È stata un’altra udienza importante quella di ieri in corte d’assise, l’ennesimo atto al processo per il duplice omicidio di Camaro San Luigi del 2 gennaio 2022. La sparatoria di via Eduardo Morabito finita in tragedia con la morte quasi istantanea del 31enne Giovanni Portogallo e dopo qualche giorno, in ospedale, anche del 35enne Giuseppe Cannavò, rimasto gravemente ferito. C’è un solo imputato, ed è il 37enne Claudio Costantino. Secondo la Procura quel giorno è lui che ha scaricato un intero caricatore di una semiautomatica calibro 9x21 addosso a Portogallo e Cannavò, non lasciando loro scampo.
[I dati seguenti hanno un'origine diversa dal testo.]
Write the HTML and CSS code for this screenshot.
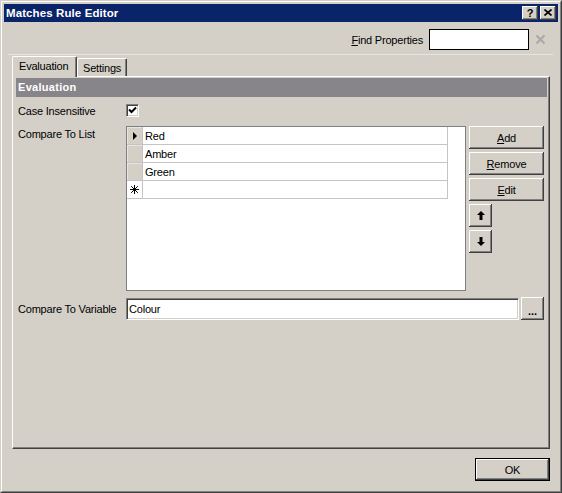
FILE: index.html
```html
<!DOCTYPE html>
<html>
<head>
<meta charset="utf-8">
<title>Matches Rule Editor</title>
<link rel="stylesheet" href="styles.css">
</head>
<body>
<div class="window">
  <div class="frame">
    <div class="titlebar">
      <span class="title">Matches Rule Editor</span>
      <div class="caption-buttons">
        <span class="cap-btn help">?</span>
        <span class="cap-btn close">
          <svg width="8" height="7" viewBox="0 0 8 7"><path d="M0.5 0.5 L7.5 6.5 M7.5 0.5 L0.5 6.5" stroke="#000" stroke-width="1.6" fill="none"/></svg>
        </span>
      </div>
    </div>
    <div class="body">
      <div class="find-row">
        <span class="find-label"><u>F</u>ind Properties</span>
        <div class="find-input"></div>
        <svg class="find-clear" width="11" height="11" viewBox="0 0 11 11"><path d="M1.5 1.5 L9.5 9.5 M9.5 1.5 L1.5 9.5" stroke="#a8a8a8" stroke-width="2" fill="none"/></svg>
      </div>
      <div class="separator"></div>
      <div class="tabs">
        <div class="tab active">Evaluation</div>
        <div class="tab">Settings</div>
      </div>
      <div class="panel">
        <div class="section-header">Evaluation</div>
        <div class="prop-row case-row">
          <span class="prop-label">Case Insensitive</span>
          <span class="checkbox">
            <svg width="9" height="9" viewBox="0 0 9 9"><path d="M1 3.5 L3.5 6 L8 1.5" stroke="#000" stroke-width="2" fill="none"/></svg>
          </span>
        </div>
        <div class="prop-row list-row">
          <span class="prop-label list-label">Compare To List</span>
          <div class="grid">
            <div class="grid-row">
              <div class="row-head"><span class="current-arrow"></span></div>
              <div class="cell">Red</div>
            </div>
            <div class="grid-row">
              <div class="row-head"></div>
              <div class="cell">Amber</div>
            </div>
            <div class="grid-row">
              <div class="row-head"></div>
              <div class="cell">Green</div>
            </div>
            <div class="grid-row new-row">
              <div class="row-head">
                <svg width="9" height="9" viewBox="0 0 9 9"><path d="M4.5 0 V9 M0 4.5 H9 M1.2 1.2 L7.8 7.8 M7.8 1.2 L1.2 7.8" stroke="#000" stroke-width="1" fill="none"/></svg>
              </div>
              <div class="cell"></div>
            </div>
          </div>
          <div class="grid-buttons">
            <button class="btn wide"><u>A</u>dd</button>
            <button class="btn wide"><u>R</u>emove</button>
            <button class="btn wide"><u>E</u>dit</button>
            <button class="btn square">
              <svg width="8" height="9" viewBox="0 0 8 9"><path d="M4 0 L8 4 H5.5 V9 H2.5 V4 H0 Z" fill="#000"/></svg>
            </button>
            <button class="btn square">
              <svg width="8" height="9" viewBox="0 0 8 9"><path d="M4 9 L8 5 H5.5 V0 H2.5 V5 H0 Z" fill="#000"/></svg>
            </button>
          </div>
        </div>
        <div class="prop-row var-row">
          <span class="prop-label">Compare To Variable</span>
          <div class="var-input">Colour</div>
          <button class="btn dots">...</button>
        </div>
      </div>
      <div class="footer">
        <button class="btn ok">OK</button>
      </div>
    </div>
  </div>
</div>
</body>
</html>
```

FILE: styles.css
```css
html, body {
  margin: 0;
  padding: 0;
  background: #d4d0c8;
}

body {
  font-family: "Liberation Sans", Arial, sans-serif;
  font-size: 11px;
  letter-spacing: -0.2px;
  color: #000;
}

.window {
  width: 562px;
  height: 493px;
  box-sizing: border-box;
  border: 1px solid;
  border-color: #d4d0c8 #404040 #404040 #d4d0c8;
  background: #d4d0c8;
}

.frame {
  height: 100%;
  box-sizing: border-box;
  border: 1px solid;
  border-color: #ffffff #808080 #808080 #ffffff;
  padding: 2px;
  display: flex;
  flex-direction: column;
}

/* Title bar */
.titlebar {
  height: 18px;
  flex: none;
  background: #0a246a;
  display: flex;
  align-items: center;
  justify-content: space-between;
  padding-left: 2px;
}

.title {
  color: #fff;
  font-weight: bold;
  font-size: 11.5px;
  letter-spacing: 0.1px;
}

.caption-buttons {
  display: flex;
  gap: 2px;
  padding-right: 2px;
}

.cap-btn {
  width: 16px;
  height: 14px;
  background: #d4d0c8;
  box-shadow: inset -1px -1px #404040, inset 1px 1px #ffffff, inset -2px -2px #808080;
  display: flex;
  align-items: center;
  justify-content: center;
  box-sizing: border-box;
  font-weight: bold;
  font-size: 11px;
  letter-spacing: 0;
  line-height: 14px;
}

.cap-btn.help {
  padding-bottom: 1px;
}

.cap-btn.close svg {
  margin-bottom: 1px;
}

/* Body */
.body {
  flex: 1;
  display: flex;
  flex-direction: column;
  padding: 7px 0 8px;
  min-height: 0;
}

.find-row {
  height: 21px;
  display: flex;
  align-items: center;
  justify-content: flex-end;
  padding-right: 12px;
}

.find-label {
  margin-right: 6px;
}

.find-input {
  width: 100px;
  height: 21px;
  box-sizing: border-box;
  border: 1px solid #000;
  background: #fff;
}

.find-clear {
  margin-left: 6px;
}

.separator {
  height: 1px;
  margin: 4px 5px 0 4px;
  background: #e6e4df;
}

/* Tabs */
.tabs {
  display: flex;
  align-items: flex-end;
  height: 21px;
  margin: 1px 8px -1px;
}

.tab {
  box-sizing: border-box;
  height: 18px;
  margin-bottom: 1px;
  border-top: 1px solid #fff;
  border-left: 1px solid #fff;
  border-right: 1px solid #404040;
  box-shadow: inset -1px 0 #808080;
  border-radius: 2px 2px 0 0;
  background: #d4d0c8;
  padding: 3px 0 0 5px;
  width: 50px;
}

.tab.active {
  position: relative;
  z-index: 1;
  height: 21px;
  margin-bottom: 0;
  width: 65px;
  padding: 3px 0 0 6px;
}

/* Panel */
.panel {
  flex: 1;
  margin: 0 8px;
  border-top: 1px solid #fff;
  border-left: 1px solid #fff;
  border-right: 1px solid #404040;
  border-bottom: 1px solid #404040;
  box-shadow: inset -1px -1px #808080;
  padding: 1px 2px 2px 3px;
  display: flex;
  flex-direction: column;
}

.section-header {
  height: 19px;
  line-height: 19px;
  background: #878589;
  color: #fff;
  font-weight: bold;
  letter-spacing: 0.3px;
  padding-left: 2px;
}

.prop-row {
  display: flex;
  padding-right: 3px;
}

.prop-label {
  width: 108px;
  padding-left: 2px;
  flex: none;
}

.case-row {
  margin-top: 7px;
  height: 13px;
  align-items: center;
}

.case-row .prop-label {
  padding-top: 1px;
}

.checkbox {
  width: 13px;
  height: 13px;
  box-sizing: border-box;
  background: #fff;
  border: 1px solid;
  border-color: #808080 #fff #fff #808080;
  box-shadow: inset 1px 1px #404040, inset -1px -1px #d4d0c8;
  display: flex;
  align-items: center;
  justify-content: center;
}

.list-row {
  margin-top: 9px;
  align-items: flex-start;
}

.list-label {
  padding-top: 2px;
}

.grid {
  width: 340px;
  height: 165px;
  box-sizing: border-box;
  border: 1px solid #808080;
  background: #fff;
  flex: none;
}

.grid-row {
  display: flex;
  height: 18px;
}

.row-head {
  width: 15px;
  height: 17px;
  border-right: 1px solid #c4c4c4;
  border-bottom: 1px solid #c4c4c4;
  background: #d4d0c8;
  box-shadow: inset 1px 1px #e8e6e2;
  display: flex;
  align-items: center;
  justify-content: center;
}

.new-row .row-head {
  background: #fff;
  box-shadow: none;
}

.current-arrow {
  width: 0;
  height: 0;
  border-left: 4px solid #000;
  border-top: 4px solid transparent;
  border-bottom: 4px solid transparent;
  margin-left: 1px;
}

.cell {
  width: 302px;
  height: 17px;
  line-height: 19px;
  padding-left: 2px;
  border-right: 1px solid #c4c4c4;
  border-bottom: 1px solid #c4c4c4;
}

.grid-buttons {
  margin-left: 3px;
  display: flex;
  flex-direction: column;
  gap: 3px;
}

.btn {
  font: inherit;
  letter-spacing: inherit;
  color: #000;
  margin: 0;
  padding: 0;
  border: 0;
  background: #d4d0c8;
  box-shadow: inset -1px -1px #404040, inset 1px 1px #ffffff, inset -2px -2px #808080;
  height: 23px;
  display: flex;
  align-items: center;
  justify-content: center;
  box-sizing: border-box;
}

.btn.wide {
  width: 75px;
}

.btn.square {
  width: 23px;
}

.var-row {
  margin-top: 6px;
  height: 23px;
  align-items: center;
}

.var-input {
  width: 393px;
  height: 22px;
  box-sizing: border-box;
  background: #fff;
  border: 1px solid;
  border-color: #808080 #fff #fff #808080;
  box-shadow: inset 1px 1px #404040, inset -1px -1px #d4d0c8;
  padding-left: 2px;
  line-height: 20px;
  margin-top: 1px;
}

.btn.dots {
  width: 23px;
  margin-left: 2px;
  font-weight: bold;
  letter-spacing: 0;
  align-items: flex-end;
  padding-bottom: 4px;
  line-height: 10px;
}

.footer {
  margin-top: 9px;
  display: flex;
  justify-content: flex-end;
  padding-right: 8px;
}

.btn.ok {
  width: 75px;
  border: 1px solid #000;
}
```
E proprio l’imputato, Costantino, ieri mattina ha deposto in videoconferenza fornendo la sua versione dei fatti sulla vicenda, rispondendo a parecchie domande che sono venute da più parti, a cominciare dai suoi difensori, gli avvocati Carlo Taormina e Filippo Pagano. In aula per l’accusa c’erano due pm, i sostituti Roberto Conte e Marco Accolla, e anche loro hanno formulato parecchi quesiti. Pure il presidente della corte d’assise, il giudice Massimiliano Micali, ha posto parecchie domande soprattutto sul perché della fuga in Calabria e sulle fasi seguenti la sparatoria.